What is this tale that they are dangerous to pack and handle? They are, of course, despatched without their detonators, and therefore cannot explode.

Prime Minister to Air C.-in-C., Middle East.

12.XI.40.

I am trying every day to speed up the arrivals in your command of Hurricanes, etc. This is especially important in the next three weeks, Pray report daily what you actually receive, and how many you are able to put into action.

I was astonished to find that you have nearly one thousand aircraft and one thousand pilots and sixteen thousand air personnel in the Middle East, excluding Kenya. I am most anxious to re-equip you with modern machines at the earliest moment; but surely out of all this establishment you ought to be able, if the machines are forthcoming, to produce a substantially larger number of modern aircraft operationally fit? Pray report through the Air Ministry any steps you may be able to take to obtain more fighting value from the immense mass of material and men under your command.

I am grieved that the imperative demands of the Greek situation and its vital importance to the Middle East should have disturbed your arrangements at this exceptionally critical time. All good wishes.

Prime Minister to Sir Edward Bridges and General Ismay.

12.XI.40.

The Prime Minister has noticed that the habit of private secretaries and others addressing each other by their Christian names about matters of an official character is increasing, and ought to be stopped. The use of Christian names in inter-departmental correspondence should be confined only to brief explanatory covering notes or to purely personal and private explanations.

It is hard enough to follow people by their surnames.

Prime Minister to Home Secretary.

12.XI.40.

How are you getting on with the comfort of the shelters in the winter – flooring, drainage, and the like? What is being done to bring them inside the houses? I attach the greatest importance to gramophones and wireless in the shelters. How is that going forward? Would not this per haps be a very good subject for the Lord Mayor’s Fund? I should not be surprised if the improved lighting comes up again before many weeks are out, and I hope that the preparations for it will go forward.

Prime Minister to Foreign Secretary.

12.XI.40.

We shall certainly have to obtain control of Syria by one means or another in the next few months. The best way would be by a Weygand or a de Gaullist movement, but this cannot be counted on, and until we have dealt with the Italians in Libya we have no troops to spare for a northern venture. On no acount must Italian or Caitiff-Vichy influences become or remain paramount in Syria.
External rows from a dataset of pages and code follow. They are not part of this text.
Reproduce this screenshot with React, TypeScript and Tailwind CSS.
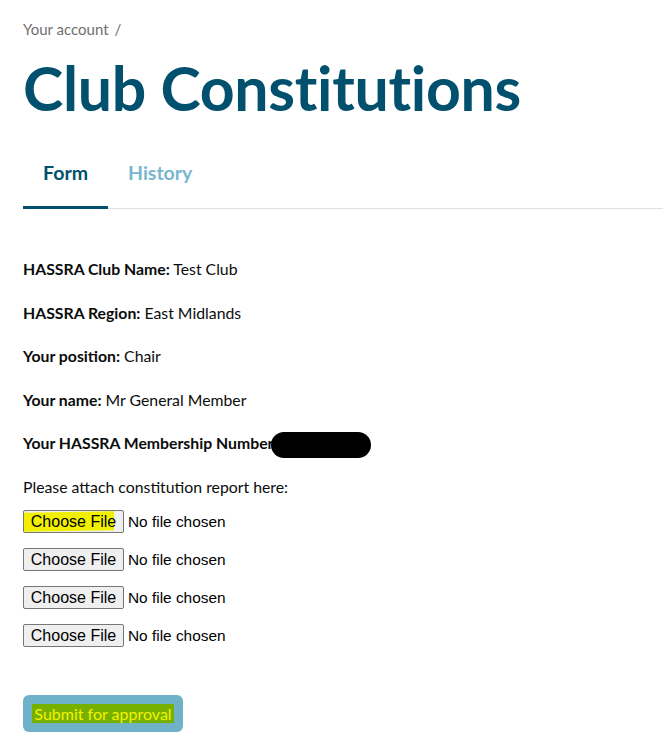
import React from "react";

const fields = [
    { label: "HASSRA Club Name:", value: "Test Club" },
    { label: "HASSRA Region:", value: "East Midlands" },
    { label: "Your position:", value: "Chair" },
    { label: "Your name:", value: "Mr General Member" },
];

function FileRow({ highlight }: { highlight?: boolean }) {
    return (
        <div className="flex items-center h-[38px] font-['Liberation_Sans',Arial,sans-serif] text-[16px] text-black">
            <span className="relative h-[23px] w-[101px] border border-[#767676] rounded-[2px] bg-[#efefef] flex items-center justify-center">
                {highlight && <span className="absolute left-0 top-[1px] h-[19px] w-[90px] bg-[#f0f000] -skew-y-1" />}
                <span className="relative">Choose File</span>
            </span>
            <span className="ml-[4px] text-[15.4px]">No file chosen</span>
        </div>
    );
}

export default function App() {
    return (
        <div className="min-h-[753px] w-[663px] bg-white font-['Lato',sans-serif] text-[#0b0c0c] overflow-hidden">
            <div className="pl-[23px] pt-[19px]">
                <nav className="text-[15px] text-[#6f6f6f] leading-[20px]">
                    Your account <span className="ml-[2px]">/</span>
                </nav>

                <h1 className="mt-[14px] text-[60.8px] font-bold leading-[70px] text-[#00506e] tracking-[-0.3px]">
                    Club Constitutions
                </h1>

                {/* Tabs */}
                <div className="mt-[38px] flex border-b border-[#e1e1e1]">
                    <div className="w-[85px] pb-[21px] text-center text-[19.5px] font-bold text-[#00506e] border-b-[3px] border-[#00506e] -mb-[1px] leading-[24px]">
                        Form
                    </div>
                    <div className="ml-[20px] pb-[21px] text-[19.5px] font-bold text-[#79b7d0] leading-[24px]">
                        History
                    </div>
                </div>

                <div className="mt-[50px] text-[15.8px] leading-[20px]">
                    {fields.map(f => (
                        <p key={f.label} className="h-[43.5px]">
                            <b>{f.label}</b> {f.value}
                        </p>
                    ))}
                    <p className="h-[43.5px] flex items-start">
                        <b>Your HASSRA Membership Number</b>
                        <span className="-ml-[3px] -mt-[1px] h-[26px] w-[100px] rounded-full bg-black inline-block" />
                    </p>
                    <p className="h-[26px]">Please attach constitution report here:</p>
                </div>

                <div className="flex flex-col">
                    <FileRow highlight />
                    <FileRow />
                    <FileRow />
                    <FileRow />
                </div>

                <button className="mt-[40px] h-[37px] w-[160px] rounded-[6px] bg-[#6fb1c7] flex items-center justify-center">
                    <span className="bg-[#78b000] text-[#f2f200] text-[16px] px-[2px] leading-[19px]">Submit for approval</span>
                </button>
            </div>
        </div>
    );
}
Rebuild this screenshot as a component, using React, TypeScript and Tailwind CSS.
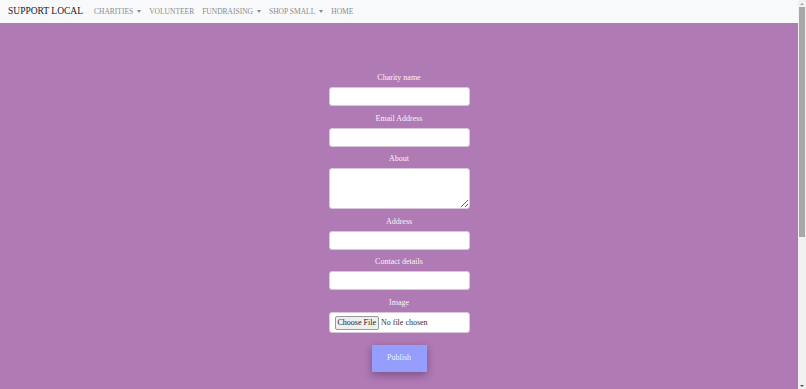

Prime Minister to Lord Beaverbrook.

12.XI.40.

I do not think this could be said without the approval of the Air Ministry, and indeed of the C.O.S. Committee. My own feeling would be against giving these actual figures.
18
They tell the enemy too much. It is like getting one of the tail bones of the ichthyosaurus from which a naturalist can reconstruct the entire animal. The more I think about it, the more I am against it.

Prime Minister to Secretary of State for Air and C.A.S.

15.XI.40.

This amounts to a loss of eleven of our bombers in one night. I said the other day by Minute that the operations were not to be pressed unduly during these very adverse weather conditions. We cannot afford to have losses of this kind in view of your very slow replacements. If you go on like this, you will break the bomber force down to below a minimum for grave emergencies. No results have been achieved which would in any way justify or compensate for these losses. I consider the loss of eleven aircraft out of one hundred and thirty-nine – i.e., about eight per cent – a very grievous disaster at this stage of our bomber development.

Let me have the losses during the first half of November.

Prime Minister to C.A.S.

17.XI.40.

I watch these figures every day with much concern. My diagrams show that we are now not even keeping level, and there is a marked downward turn this week, especially in the Bomber Command. Painful as it is not to be able to strike heavy blows after an event like Coventry, yet I feel we should for the present
nurse
the Bomber Command a little more. This can be done (1) by not sending so many to each of the necessary objectives, (2) by not coming down too low in the face of heavy prepared batteries and being content with somewhat less accuracy, and (3) by picking out soft spots where there is not too much organised protection, so as to keep up our deliveries of bomb content. There must be unexpecting towns in Germany where very little has been done in air raid precautions and yet where there are military objectives of a minor order. Some of these could be struck at in the meanwhile.

2. I should feel differently about this if our bomber force were above five hundred, and if it were expanding. But, having regard to the uncertainties of war, we must be very careful not to let routine bombing and our own high standards proceed without constant attention to our resources. These remarks do not apply, of course, to Italy, against which the full-scale risk should be run. The wounded
Littorio
is a fine target.

(Action this day.)
Prime Minister to First Lord and First Sea Lord.

18.XI.40.

I was assured that sixty-four destroyers would be available for the northwestern approaches by November 15. This return of Asdic-fitted ships, which goes to November 16, shows sixty. But what is disconcerting is that out of one hundred and fifty-one destroyers only eighty-four are available for service, and out of sixty for the northwestern approaches only thirty-three are available for service. When we held our conference more than a month ago, the Admiral was found with only twenty-four destroyers available, and all that has happened in the month that has passed is that another nine have been added to his available strength. But meanwhile you have had the American destroyers streaming into service, and I was assured that there was a steady output from our own yards. I cannot understand why there has been this serious frustration of decisions so unitedly arrived at, nor why such an immense proportion of destroyers are laid up for one cause or another. Are the repairs falling behind? What has happened to the American destroyers? Are we failing in repairs and new construction?

I should be glad to have a special conference at 10
A.M.
on Tuesday at the Admiralty War Room.